Il suo Bip figlio di Pierrot e del melodramma

Marcel Marceau aveva creato il suo personaggio Bip nel 1947 e da allora la sua storia professionale è stata legata a questa maschera con il volto bianco di gesso, segnato sugli occhi da due accenti circonflessi che rattrappivano o si allargavano seguendo il flusso delle emozioni, delle parole non dette. Spesso aveva un cappello con un fiore, il rossetto ingigantiva le labbra o le lacerava ancor di più quando si piegavano nelle smorfie.
Con la quarantina di pantomime create su Bip, Marceau è diventato il poeta del silenzio capace di raccontare la realtà senza neanche sussurrare una sola parola. Il suo personaggio è un’emanazione di Pierrot, della sua capacità di spiegarsi semplicemente piegando o distendendo le sopracciglia. E di Charlot, naturalmente. «Ma al di là della componente storico tragica - ricordava Marceau - certi personaggi della pantomima sono impastati di melodramma, figli di Victor Hugo e dell’opera italiana».

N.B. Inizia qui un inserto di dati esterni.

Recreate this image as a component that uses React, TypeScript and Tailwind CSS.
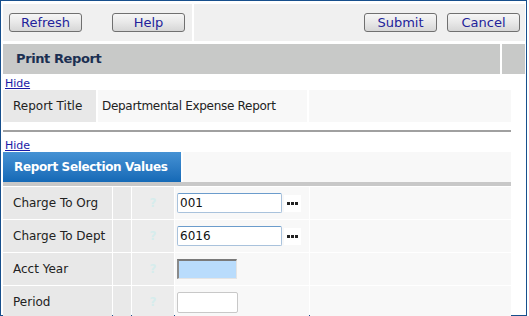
const font = "font-['DejaVu_Sans',Verdana,sans-serif]";

const Btn = ({ label, w }: { label: string; w: string }) => (
  <button
    className={`${w} h-[19px] rounded-[3px] border border-[#707070] bg-gradient-to-b from-[#f6f6f6] via-[#e8e8e8] to-[#d6d6d6] text-[13px] leading-[17px] text-[#22229a] ${font}`}
  >
    {label}
  </button>
);

const HideLink = ({ extra }: { extra?: string }) => (
  <a href="#" className={`block h-[16px] pl-[2px] pt-[4px] text-[11px] leading-[12px] text-[#1a1aa6] underline ${extra ?? ""}`}>
    Hide
  </a>
);

const Dots = () => (
  <span className="ml-[2px] flex h-[17px] w-[17px] items-center justify-center gap-[1px] bg-white">
    <span className="h-[3px] w-[3px] bg-[#222]" />
    <span className="h-[3px] w-[3px] bg-[#222]" />
    <span className="h-[3px] w-[3px] bg-[#222]" />
  </span>
);

const rows = [
  { label: "Charge To Org", value: "001", kind: "lookup" },
  { label: "Charge To Dept", value: "6016", kind: "lookup" },
  { label: "Acct Year", value: "", kind: "year" },
  { label: "Period", value: "", kind: "plain" },
];

const Row = ({ row }: any) => (
  <div className="flex h-[32px] gap-[1px]">
    <div className="flex w-[109px] items-center bg-[#e8e8e8] pl-[10px] text-[12px] text-[#222]">{row.label}</div>
    <div className="w-[18px] bg-[#e9e9e9]" />
    <div className="flex w-[42px] items-center justify-center bg-[#ececec] text-[12px] font-bold text-[#d6ecec]">?</div>
    <div className="flex w-[134px] items-center bg-[#f8f8f8] pl-[2px]">
      {row.kind === "lookup" ? (
        <>
          <div className="flex h-[20px] w-[105px] items-center rounded-[2px] border border-[#a9c2dc] border-t-[#6b9ccc] bg-white pl-[2px] text-[12px] text-[#111]">
            {row.value}
          </div>
          <Dots />
        </>
      ) : row.kind === "year" ? (
        <div className="h-[20px] w-[60px] border border-[#e4e4e4] border-t-[2px] border-l-[2px] border-t-[#7a7a7a] border-l-[#8a8a8a] bg-[#b9dcfc]" />
      ) : (
        <div className="h-[21px] w-[61px] rounded-[2px] border border-[#c8c8c8] bg-white" />
      )}
    </div>
    <div className="flex-1 bg-[#f8f8f8]" />
  </div>
);

export default function App() {
  return (
    <div className={`h-[316px] w-[527px] border border-[#174f8c] bg-white pl-[2px] pr-[1px] pt-[3px] ${font}`}>
      <div className="flex h-[37px] gap-[2px]">
        <div className="flex w-[189px] items-center gap-[30px] bg-[#f0f0f0] pl-[6px]">
          <Btn label="Refresh" w="w-[73px]" />
          <Btn label="Help" w="w-[73px]" />
        </div>
        <div className="flex flex-1 items-center justify-end gap-[10px] bg-[#f0f0f0] pr-[5px]">
          <Btn label="Submit" w="w-[73px]" />
          <Btn label="Cancel" w="w-[73px]" />
        </div>
      </div>
      <div className="mt-[3px] flex h-[30px] gap-[2px]">
        <div className="flex w-[497px] items-center bg-[#c8c9c8] pl-[13px] text-[13px] font-bold tracking-[-0.4px] text-[#1b2f52]">
          Print Report
        </div>
        <div className="flex-1 bg-[#c8c9c8]" />
      </div>
      <div className="w-[508px]">
        <HideLink />
        <div className="flex h-[32px] gap-[2px] text-[12px] text-[#222]">
          <div className="flex w-[93px] items-center bg-[#e8e8e8] pl-[10px]">Report Title</div>
          <div className="flex w-[209px] items-center bg-[#f8f8f8] pl-[4px] tracking-[-0.3px]">Departmental Expense Report</div>
          <div className="flex-1 bg-[#f8f8f8]" />
        </div>
        <div className="mt-[8px] h-[2px] bg-[#a0a0a0]" />
        <HideLink extra="mt-[4px]" />
        <div className="flex h-[30px] gap-[2px] bg-white">
          <div className="flex w-[178px] items-center bg-gradient-to-b from-[#4592d4] to-[#1469b6] pl-[11px] text-[12px] font-bold tracking-[-0.35px] text-white">
            Report Selection Values
          </div>
          <div className="flex-1 bg-[#f8f8f8]" />
        </div>
        <div className="h-[4px] bg-[#c8c8c8]" />
        <div className="mt-[1px] flex flex-col gap-[1px]">
          {rows.map((r) => (
            <Row key={r.label} row={r} />
          ))}
        </div>
      </div>
    </div>
  );
}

E di sicuro - lui stesso lo ha ammesso - è stato suggestionato dal personaggio recitato da Jean Louis Barrault in Amanti perduti del 1945: difatti in quel dinoccolato Baptiste Debureau c’è molto del Marcel Marceau che verrà di lì a poco. E chissà che la lezione di Bip, l’eroe del silenzio che parla, non torni di nuovo attuale nell’epoca dei discorsi che non dicono nulla.